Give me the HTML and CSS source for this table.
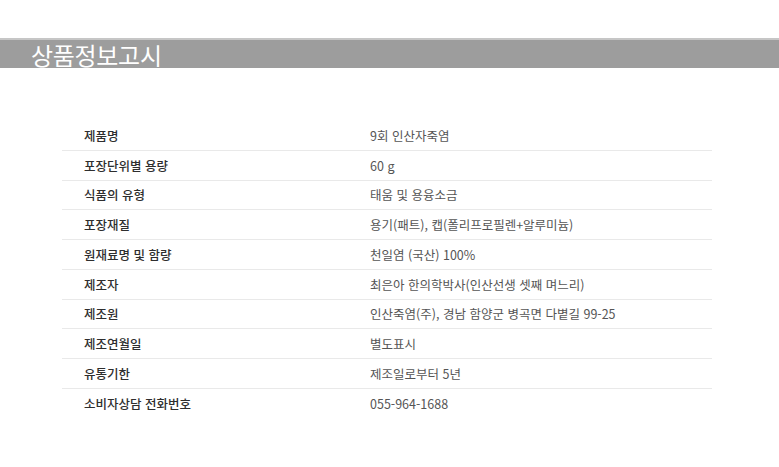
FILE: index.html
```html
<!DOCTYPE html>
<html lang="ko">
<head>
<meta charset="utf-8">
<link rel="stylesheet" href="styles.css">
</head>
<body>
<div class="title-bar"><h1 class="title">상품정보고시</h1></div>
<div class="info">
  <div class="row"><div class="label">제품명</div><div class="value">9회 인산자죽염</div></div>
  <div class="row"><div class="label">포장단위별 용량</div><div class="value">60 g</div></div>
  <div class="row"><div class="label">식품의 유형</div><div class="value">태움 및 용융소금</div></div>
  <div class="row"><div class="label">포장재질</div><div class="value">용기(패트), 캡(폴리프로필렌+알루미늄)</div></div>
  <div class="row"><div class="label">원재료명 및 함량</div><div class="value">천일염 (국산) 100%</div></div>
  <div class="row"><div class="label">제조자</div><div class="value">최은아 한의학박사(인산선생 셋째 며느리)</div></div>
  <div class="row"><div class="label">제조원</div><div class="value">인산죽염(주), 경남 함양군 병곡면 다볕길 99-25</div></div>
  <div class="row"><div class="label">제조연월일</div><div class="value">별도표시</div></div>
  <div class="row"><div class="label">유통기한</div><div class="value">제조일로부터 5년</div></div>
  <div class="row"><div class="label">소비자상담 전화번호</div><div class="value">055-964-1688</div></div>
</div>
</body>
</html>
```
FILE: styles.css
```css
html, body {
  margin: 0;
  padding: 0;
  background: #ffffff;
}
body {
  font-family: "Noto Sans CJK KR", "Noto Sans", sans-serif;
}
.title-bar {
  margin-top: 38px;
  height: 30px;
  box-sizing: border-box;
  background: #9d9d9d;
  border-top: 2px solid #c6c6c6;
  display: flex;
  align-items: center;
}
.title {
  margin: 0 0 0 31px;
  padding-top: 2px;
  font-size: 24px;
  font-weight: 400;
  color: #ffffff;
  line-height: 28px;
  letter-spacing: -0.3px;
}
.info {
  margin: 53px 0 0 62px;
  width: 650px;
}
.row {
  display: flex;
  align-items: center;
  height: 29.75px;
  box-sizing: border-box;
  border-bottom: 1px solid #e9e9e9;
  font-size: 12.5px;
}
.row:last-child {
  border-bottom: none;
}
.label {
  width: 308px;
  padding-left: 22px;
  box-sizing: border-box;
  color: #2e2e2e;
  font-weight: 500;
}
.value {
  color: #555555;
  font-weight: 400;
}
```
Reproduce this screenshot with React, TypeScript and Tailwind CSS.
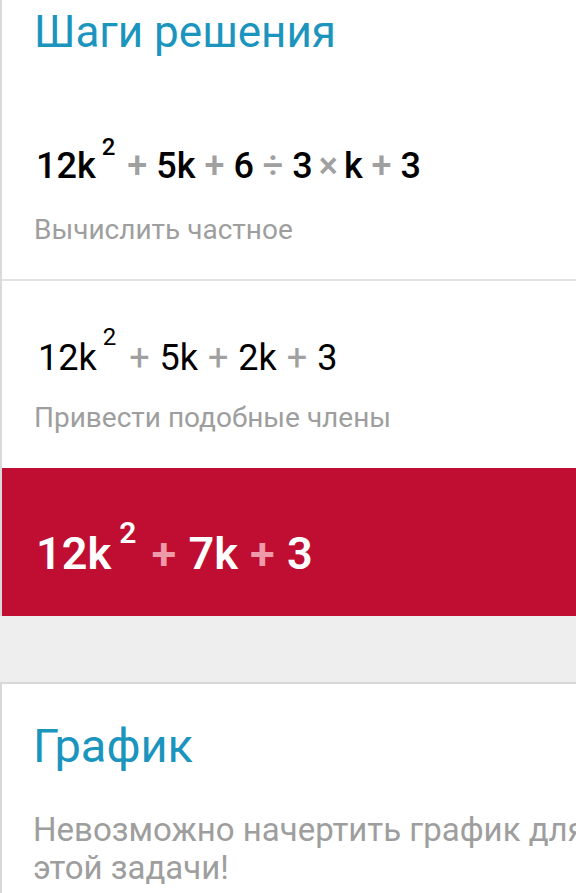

### WORK REQUIRED
Return the whole listing, word for word, and leave out every picture.

### ANSWER FOR THE TASK
Give me the HTML and CSS source for this table.
FILE: index.html
```html
<!DOCTYPE html>
<html lang="ko">
<head>
<meta charset="utf-8">
<link rel="stylesheet" href="styles.css">
</head>
<body>
<div class="title-bar"><h1 class="title">상품정보고시</h1></div>
<div class="info">
  <div class="row"><div class="label">제품명</div><div class="value">9회 인산자죽염</div></div>
  <div class="row"><div class="label">포장단위별 용량</div><div class="value">60 g</div></div>
  <div class="row"><div class="label">식품의 유형</div><div class="value">태움 및 용융소금</div></div>
  <div class="row"><div class="label">포장재질</div><div class="value">용기(패트), 캡(폴리프로필렌+알루미늄)</div></div>
  <div class="row"><div class="label">원재료명 및 함량</div><div class="value">천일염 (국산) 100%</div></div>
  <div class="row"><div class="label">제조자</div><div class="value">최은아 한의학박사(인산선생 셋째 며느리)</div></div>
  <div class="row"><div class="label">제조원</div><div class="value">인산죽염(주), 경남 함양군 병곡면 다볕길 99-25</div></div>
  <div class="row"><div class="label">제조연월일</div><div class="value">별도표시</div></div>
  <div class="row"><div class="label">유통기한</div><div class="value">제조일로부터 5년</div></div>
  <div class="row"><div class="label">소비자상담 전화번호</div><div class="value">055-964-1688</div></div>
</div>
</body>
</html>
```
FILE: styles.css
```css
html, body {
  margin: 0;
  padding: 0;
  background: #ffffff;
}
body {
  font-family: "Noto Sans CJK KR", "Noto Sans", sans-serif;
}
.title-bar {
  margin-top: 38px;
  height: 30px;
  box-sizing: border-box;
  background: #9d9d9d;
  border-top: 2px solid #c6c6c6;
  display: flex;
  align-items: center;
}
.title {
  margin: 0 0 0 31px;
  padding-top: 2px;
  font-size: 24px;
  font-weight: 400;
  color: #ffffff;
  line-height: 28px;
  letter-spacing: -0.3px;
}
.info {
  margin: 53px 0 0 62px;
  width: 650px;
}
.row {
  display: flex;
  align-items: center;
  height: 29.75px;
  box-sizing: border-box;
  border-bottom: 1px solid #e9e9e9;
  font-size: 12.5px;
}
.row:last-child {
  border-bottom: none;
}
.label {
  width: 308px;
  padding-left: 22px;
  box-sizing: border-box;
  color: #2e2e2e;
  font-weight: 500;
}
.value {
  color: #555555;
  font-weight: 400;
}
```
Reproduce this screenshot with React, TypeScript and Tailwind CSS.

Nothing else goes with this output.